Released: June 3, 2024 Signed: Justice Rondinelli
[1] I am cognizant of the fact that in an earlier unreported decision, Toronto (City) v. Ghelichkani, dated January 25, 2023, I noted that s. 13(2) of the CCA sets out a statutory due diligence defence. I was wrong in making such a statement. That decision was rendered orally on the same day of the appeal hearing. The issue of whether s. 13(2) of the CCA set out a statutory due diligence defence was neither thoroughly argued by the parties nor thoroughly analysed by the court. The substance of that decision turned on the lack of any reasonable steps taken by the landlord in preventing the illegal activities of CAFÉ. As such, Ghelichkani cannot stand as supporting the view that s. 13(2) of the CCA is a statutory due diligence defence.

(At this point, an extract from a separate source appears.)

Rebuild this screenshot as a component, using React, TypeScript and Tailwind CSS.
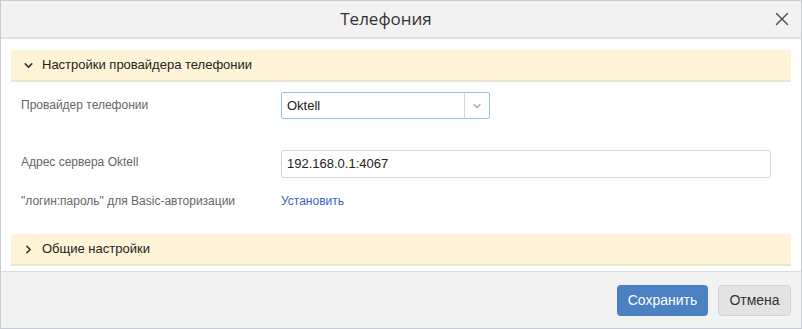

[2] Penalties for a contravention under s. 18(1) of the CCA are set out in s. 23(2) of the CCA:
23(2) An individual who is convicted for contravening section 6 or 13 is liable,
(a) on a first conviction in respect of the section, to a fine of at least $10,000 and not more than $250,000 or to imprisonment for a term of not more than two years less a day, or both; and
(b) on a subsequent conviction in respect of the section, to a fine of at least $5,000 and not more than $100,000 for each day or part of a day on which the offence occurs or continues or to imprisonment for a term of not more than two years less a day, or both.